US Forest Service — Rogue River-Siskiyou National Forest
Inciweb information was updated: 2 months ago
The Flat Fire started south of Agness, Oregon, near Oak Flat Campground on July 15, 2023. The human-caused fire is burning through several old fire scars on the Rogue River-Siskiyou National Forest. Pacific Northwest Incident Management Team 3 is currently managing the incident. The Forest and Team are working in close coordination with Coos Forest Protective Association, Douglas Forest Protective Association and Curry County Sheriff. The Team’s top priority is public and firefighter safety, and they are using a full suppression strategy to contain the fire as small as possible, as safely as possible.
Brush (2 feet)
Timber (Litter and Understory)
Chaparral (6 feet)
The fire area is dominated by large fire scars from the last 20 years. The most active fire behavior has been observed in the 2002 Biscuit Fire scar where Douglas Fir forests have significant surface-fuel loads and are carrying most of the active fire behavior under moderated conditions. The more recent 2015 Collier Butte and 2018 Klondike Fires suffered mixed severity resulting in scattered shrub vegetation in many areas and some timber litter fuels in other areas after moderate severity fire. Slow return of available fuels in these recently burned fuel beds is expected to show incremental increase in spread and intensity over the next week to ten days.
Fire Behavior is moderate, backing, flanking and smoldering.
Fire behavior associated with natural fire spread is largely smoldering and creeping in drainages and on slopes well-interior of containment lines, with few smokes seen along uncontrolled fire edge. Heavy fuels continue to consume and burn out, while the 2018 Klondike fire scar will continue to slow fire spread, limited mostly to isolated consumption of dead and down fuels.

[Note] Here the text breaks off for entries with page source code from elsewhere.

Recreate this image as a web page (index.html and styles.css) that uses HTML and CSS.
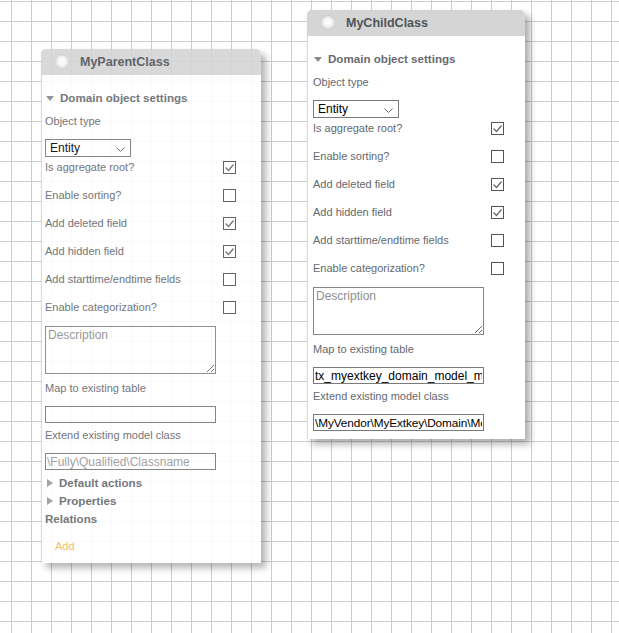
FILE: index.html
```html
<!DOCTYPE html>
<html>
<head>
<meta charset="utf-8">
<link rel="stylesheet" href="styles.css">
</head>
<body>
<div class="canvas">

  <div class="panel panel-parent">
    <div class="panel-head"><span class="knob"></span><span class="title">MyParentClass</span></div>
    <div class="panel-body">
      <div class="section"><span class="tri-down"></span>Domain object settings</div>
      <div class="label lbl-first">Object type</div>
      <div class="select">Entity<svg class="chev" width="9" height="5" viewBox="0 0 9 5"><path d="M0.5 0.5 L4.5 4.5 L8.5 0.5" fill="none" stroke="#666" stroke-width="1"/></svg></div>
      <div class="rows">
        <div class="row"><span>Is aggregate root?</span><span class="cb"><svg width="11" height="11" viewBox="0 0 11 11"><path d="M1.5 5.5 L4.5 8.5 L9.5 2.5" fill="none" stroke="#666" stroke-width="1.2"/></svg></span></div>
        <div class="row"><span>Enable sorting?</span><span class="cb"></span></div>
        <div class="row"><span>Add deleted field</span><span class="cb"><svg width="11" height="11" viewBox="0 0 11 11"><path d="M1.5 5.5 L4.5 8.5 L9.5 2.5" fill="none" stroke="#666" stroke-width="1.2"/></svg></span></div>
        <div class="row"><span>Add hidden field</span><span class="cb"><svg width="11" height="11" viewBox="0 0 11 11"><path d="M1.5 5.5 L4.5 8.5 L9.5 2.5" fill="none" stroke="#666" stroke-width="1.2"/></svg></span></div>
        <div class="row"><span>Add starttime/endtime fields</span><span class="cb"></span></div>
        <div class="row"><span>Enable categorization?</span><span class="cb"></span></div>
      </div>
      <textarea class="desc" placeholder="Description"></textarea>
      <div class="label lbl-map">Map to existing table</div>
      <input class="field" type="text" value="">
      <div class="label lbl-ext">Extend existing model class</div>
      <input class="field" type="text" placeholder="\Fully\Qualified\Classname">
      <div class="section sub sub-first"><span class="tri-right"></span>Default actions</div>
      <div class="section sub"><span class="tri-right"></span>Properties</div>
      <div class="section rel">Relations</div>
      <div class="add">Add</div>
    </div>
  </div>

  <div class="panel panel-child">
    <div class="panel-head"><span class="knob"></span><span class="title">MyChildClass</span></div>
    <div class="panel-body">
      <div class="section"><span class="tri-down"></span>Domain object settings</div>
      <div class="label lbl-first">Object type</div>
      <div class="select">Entity<svg class="chev" width="9" height="5" viewBox="0 0 9 5"><path d="M0.5 0.5 L4.5 4.5 L8.5 0.5" fill="none" stroke="#666" stroke-width="1"/></svg></div>
      <div class="rows">
        <div class="row"><span>Is aggregate root?</span><span class="cb"><svg width="11" height="11" viewBox="0 0 11 11"><path d="M1.5 5.5 L4.5 8.5 L9.5 2.5" fill="none" stroke="#666" stroke-width="1.2"/></svg></span></div>
        <div class="row"><span>Enable sorting?</span><span class="cb"></span></div>
        <div class="row"><span>Add deleted field</span><span class="cb"><svg width="11" height="11" viewBox="0 0 11 11"><path d="M1.5 5.5 L4.5 8.5 L9.5 2.5" fill="none" stroke="#666" stroke-width="1.2"/></svg></span></div>
        <div class="row"><span>Add hidden field</span><span class="cb"><svg width="11" height="11" viewBox="0 0 11 11"><path d="M1.5 5.5 L4.5 8.5 L9.5 2.5" fill="none" stroke="#666" stroke-width="1.2"/></svg></span></div>
        <div class="row"><span>Add starttime/endtime fields</span><span class="cb"></span></div>
        <div class="row"><span>Enable categorization?</span><span class="cb"></span></div>
      </div>
      <textarea class="desc" placeholder="Description"></textarea>
      <div class="label lbl-map">Map to existing table</div>
      <input class="field filled-a" type="text" value="tx_myextkey_domain_model_myparentclass">
      <div class="label lbl-ext">Extend existing model class</div>
      <input class="field filled-b" type="text" value="\MyVendor\MyExtkey\Domain\Model\MyParentClass">
    </div>
  </div>

</div>
</body>
</html>
```

FILE: styles.css
```css
html, body {
  margin: 0;
  padding: 0;
}

body {
  width: 619px;
  height: 633px;
  overflow: hidden;
  font-family: "Liberation Sans", Arial, sans-serif;
  background-color: #fff;
  background-image:
    linear-gradient(to right, #cdcdcd 1px, transparent 1px),
    linear-gradient(to bottom, #cdcdcd 1px, transparent 1px);
  background-size: 20px 20px;
  background-position: 11px 1px;
}

.canvas {
  position: relative;
  width: 619px;
  height: 633px;
}

.panel {
  position: absolute;
  background: #fff;
  border-radius: 5px 5px 0 0;
  box-shadow: 5px 5px 7px rgba(0, 0, 0, 0.32);
  border-left: 1px solid #d8d8d8;
  box-sizing: border-box;
}

.panel-parent {
  left: 41px;
  top: 49px;
  width: 220px;
  opacity: 0.9;
}

.panel-child {
  left: 307px;
  top: 10px;
  width: 218px;
}

.panel-child .panel-body {
  padding-left: 5px;
}

.panel-parent .row {
  padding-right: 22px;
}

.panel-child .row {
  padding-right: 18px;
}

.panel-head {
  height: 26px;
  background: #d5d5d5;
  border-radius: 5px 5px 0 0;
  display: flex;
  align-items: center;
  margin-left: -1px;
}

.knob {
  width: 14px;
  height: 14px;
  border-radius: 50%;
  margin-left: 14px;
  background: radial-gradient(circle at 50% 45%, #ffffff 0%, #f6f6f6 35%, #d6d6d6 70%, #b5b5b5 100%);
  box-shadow: 0 0 0 0.5px #c4c4c4;
}

.title {
  margin-left: 11px;
  font-weight: bold;
  font-size: 12.5px;
  color: #50555c;
}

.panel-body {
  padding: 0 3px 8px 3px;
  font-size: 11px;
  color: #65686e;
}

.section {
  height: 18px;
  line-height: 18px;
  margin-top: 14px;
  font-size: 11.6px;
  font-weight: bold;
  color: #686b71;
  display: flex;
  align-items: center;
}

.tri-down {
  width: 0;
  height: 0;
  border-left: 4px solid transparent;
  border-right: 4px solid transparent;
  border-top: 5px solid #8a8a8a;
  margin: 0 6px 0 1px;
}

.tri-right {
  width: 0;
  height: 0;
  border-top: 4.5px solid transparent;
  border-bottom: 4.5px solid transparent;
  border-left: 6px solid #9a9a9a;
  margin: 0 6px 0 2px;
}

.label {
  height: 18px;
  line-height: 18px;
}

.lbl-first { margin-top: 5px; }
.lbl-map { margin-top: 5px; }
.lbl-ext { margin-top: 3px; }

.select {
  margin-top: 9px;
  width: 86px;
  height: 18px;
  box-sizing: border-box;
  border: 1px solid #7a7a7a;
  font-size: 12px;
  line-height: 16px;
  color: #000;
  padding-left: 4px;
  position: relative;
}

.chev {
  position: absolute;
  right: 5px;
  top: 7px;
}

.rows {
  display: flex;
  flex-direction: column;
  gap: 8px;
}

.row {
  height: 20px;
  display: flex;
  align-items: center;
  justify-content: space-between;
}

.cb {
  width: 13px;
  height: 13px;
  box-sizing: border-box;
  border: 1px solid #555;
  background: #fff;
  display: flex;
  align-items: center;
  justify-content: center;
}

.cb svg {
  display: block;
}

.desc {
  display: block;
  margin: 9px 0 0 0;
  width: 171px;
  height: 48px;
  box-sizing: border-box;
  border: 1px solid #858585;
  padding: 1px 2px;
  font-family: "Liberation Sans", Arial, sans-serif;
  font-size: 12px;
  color: #000;
  resize: both;
  outline: none;
}

.desc::placeholder {
  color: #8e8e8e;
}

.field {
  display: block;
  margin: 9px 0 0 0;
  width: 171px;
  height: 17px;
  box-sizing: border-box;
  border: 1px solid #7a7a7a;
  padding: 0 1px;
  font-family: "Liberation Sans", Arial, sans-serif;
  font-size: 12px;
  color: #000;
  outline: none;
  background: #fff;
}

.field.filled-a {
  font-size: 12px;
}

.field.filled-b {
  font-size: 11.8px;
  letter-spacing: -0.1px;
}

.field::placeholder {
  color: #9a9a9a;
}

.sub {
  margin-top: 0;
}

.sub-first {
  margin-top: 4px;
}

.rel {
  margin-top: 0;
}

.add {
  margin-top: 9px;
  margin-left: 10px;
  height: 18px;
  line-height: 18px;
  color: #f5b84e;
  font-size: 11px;
}
```
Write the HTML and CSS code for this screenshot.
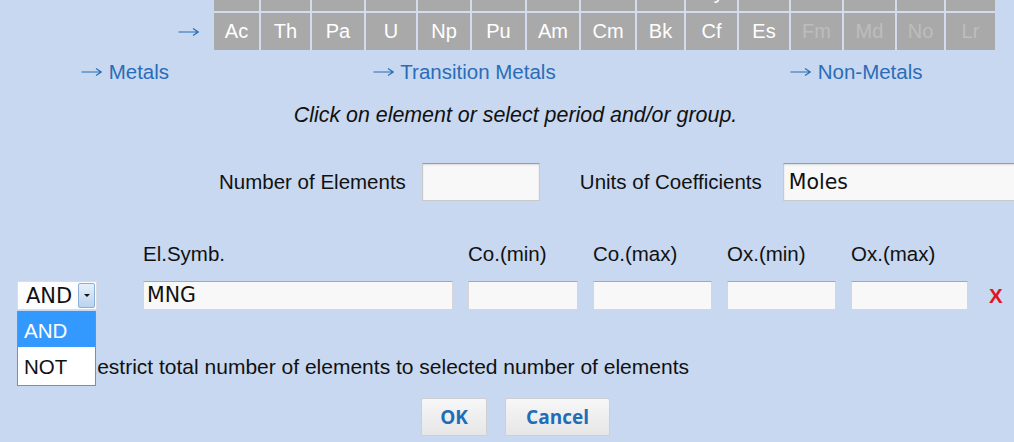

Burnout operations in Lawson Creek drainage are producing active fire behavior within control lines, with some short-range spotting observed along perimeter where burnouts become intense.
Cumulative drying in conjunction with the approach of peak burning season are beginning to cause live shrub fuels to burn more actively as woody fuel moistures fall incrementally.
48 hours: Thunderstorms expected to arrive Friday with the potential for gusty outflow winds and lightning.
12 hours: Fire activity expected to increase throughout the day as warm temps and low RH, along with northerly winds a concern. Single tree torching with spot fire development is likely.